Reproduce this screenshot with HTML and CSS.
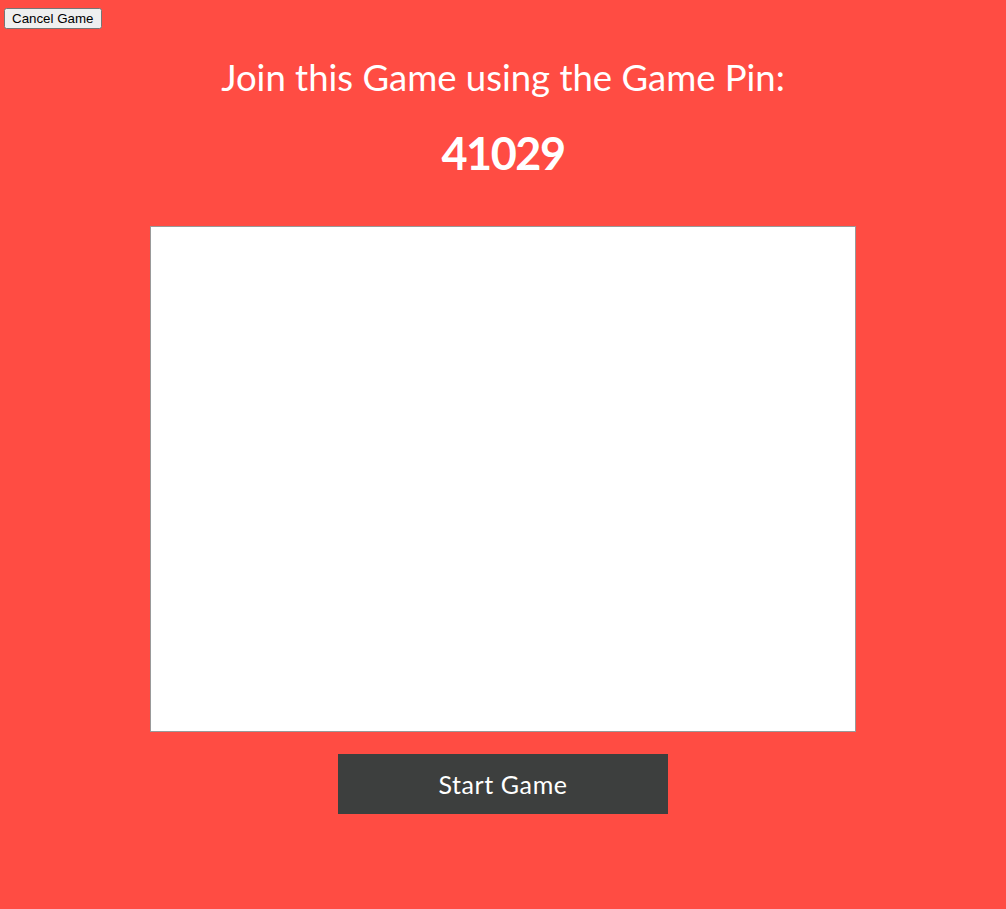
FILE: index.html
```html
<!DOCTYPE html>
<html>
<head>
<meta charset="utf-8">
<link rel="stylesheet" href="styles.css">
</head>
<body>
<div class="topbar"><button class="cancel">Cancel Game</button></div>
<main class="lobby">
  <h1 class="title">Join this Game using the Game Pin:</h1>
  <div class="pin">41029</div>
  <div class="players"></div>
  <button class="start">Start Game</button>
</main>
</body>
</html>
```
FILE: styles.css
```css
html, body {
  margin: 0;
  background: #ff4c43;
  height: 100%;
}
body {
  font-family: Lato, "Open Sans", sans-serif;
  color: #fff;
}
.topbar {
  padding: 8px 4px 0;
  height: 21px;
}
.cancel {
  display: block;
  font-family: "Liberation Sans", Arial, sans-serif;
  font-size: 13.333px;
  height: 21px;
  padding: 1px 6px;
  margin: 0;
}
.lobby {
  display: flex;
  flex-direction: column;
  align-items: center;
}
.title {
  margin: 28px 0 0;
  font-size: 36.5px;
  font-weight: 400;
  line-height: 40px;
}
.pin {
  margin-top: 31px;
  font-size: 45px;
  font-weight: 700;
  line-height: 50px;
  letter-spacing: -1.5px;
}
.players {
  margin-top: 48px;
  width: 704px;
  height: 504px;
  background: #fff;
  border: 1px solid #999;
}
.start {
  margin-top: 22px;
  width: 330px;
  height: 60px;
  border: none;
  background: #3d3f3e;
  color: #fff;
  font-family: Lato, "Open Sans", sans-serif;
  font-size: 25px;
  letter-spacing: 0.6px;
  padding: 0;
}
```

· · ·

EXERCISE DESCRIPTION:
Give the count of lines in the listing that hold the word "this", with no other text.

SOLUTION:
2